Açıklama, oturma eylemiyle son buldu.
COLEMÊRG
İHD Colemêrg Şubesi ve kayıp yakınları, eylemlerinin 206’ncı haftasında Colemêrg’in Gever (Yüksekova) ilçesindeki Sanat Sokağı’nda bir araya geldi. "Kayıplar bulunsun failler yargılansın" pankartının açıldığı açıklamada kaybedilenlerin fotoğrafları taşındı. Kayıp yakınları bu hafta 1995 yılında gözaltına alındıktan sonra işkence edilmiş bedenlerine ulaşılan Eyüp ve Mahir Karabey kardeşlerin failleri soruldu.
Açıklamayı okuyan İHD yönetici Eren Baskın, “Mahir Karabeğ ve Eyüp Karabeğ’in 26 Aralık 1995’te Colemêrg’in Çelê (Çukurca) ilçe merkezinde bir kahvehanede arkadaşlarıyla birlikte oturuyordu. Gece saatlerinde arkadaşları Arafat Tek ve Mehmet Ertunç’la beraber kahvehaneden ayrılarak, evlerine gitmek üzere yola çıktılar. Evlerine yakın bir mesafeye geldiklerinde 21 plakalı beyaz renkli Toros marka bir otomobil yollarını kesti. Aracın içinden dört sivil giyimli kişi çıkarak kimlik kontrolü yaptıktan sonra Mahir ve Eyüp zorla arabaya bindirdi ve oradan uzaklaştı. Bu olaya Arafat Tek ve Mehmet Ertunç şahit oldu. Arafat Tek ve Mehmet Ertunç, araçtan inen dört kişinin Mahir ve Eyüp ifadelerini almak için karakola götüreceklerini ve ardından serbest bırakacaklarını söyledi” diye anlattı.
Oğullarının götürüldüğü haberini alan baba Recep Karabeğ’in Çukurca İlçe Jandarma Komutanlığı, Emniyet Müdürlüğü, Cumhuriyet Başsavcılığı ve Kaymakamlığına başvurarak durumları hakkında bilgi almak istediğini söyleyen Baskın, “Ancak Mahir ve Eyüp gözaltına alındığı tüm yetkinlerce inkar edildi. Recep Karabeğ oğullarının akıbetini öğrenmek için araştırmalarına devam ettiyse de iki ay boyunca herhangi bir bilgiye ulaşamadı. Tam 2 ay sonra yani 26 Şubat 1996’da Mahir Karabeğ ve Eyüp Karabeğ’in bedenleri, Çelê ilçesine bağlı Tabur Komutanlığının 1 kilometre yakınındaki Narlı köyünün Değirmen mevkiinde bir köylü tarafından, ağızlarına bez parçaları doldurulmuş ve kumda gömülü şekilde bulundu. Yapılan otopsi sonucunda yoğun işkence görmüş oldukları tespit edildi. Kol ve bacakları kırılmış, vücutlarında yanık izleri tespit edilmiş, bilekleri kesilmiş ve çelik telle boğularak katledilmişlerdi” dedi.
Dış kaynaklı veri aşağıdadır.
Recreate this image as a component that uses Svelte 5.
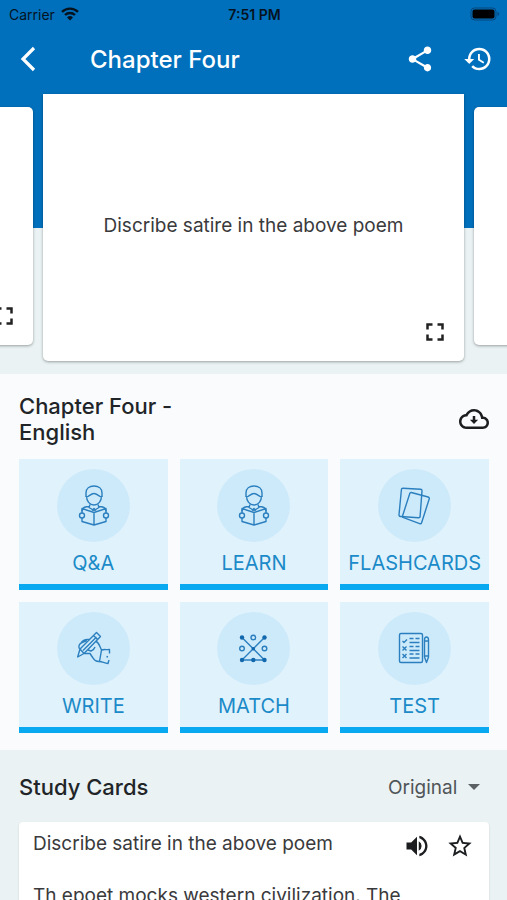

Baskın son olarak, “Eyüp ve Mahir Karabeğ 90’lı yılların beyaz Toros jargonu ile kaçırılıp katledildiler. Herhangi bir soruşturma açılmadı. Karabey ailesine sık sık ‘bu işin peşini bırakın’ diyerek tehdit telefonları gelmeye başlandı. Tüm mercilere başvuru yapan baba Recep Karabeğ bir sonuç alamadı, dosya faili meçhul bırakıldı. Bizler bu gün buradan bir daha yetkinlere sesleniyoruz! Mahir ve Eyüp Karabeğ dosyasında adalet sağlansın, kardeşlerin akıbetleri açıklansın ve sorumlular adalet karşısında hesap versin” diyerek konuşmasını bitirdi.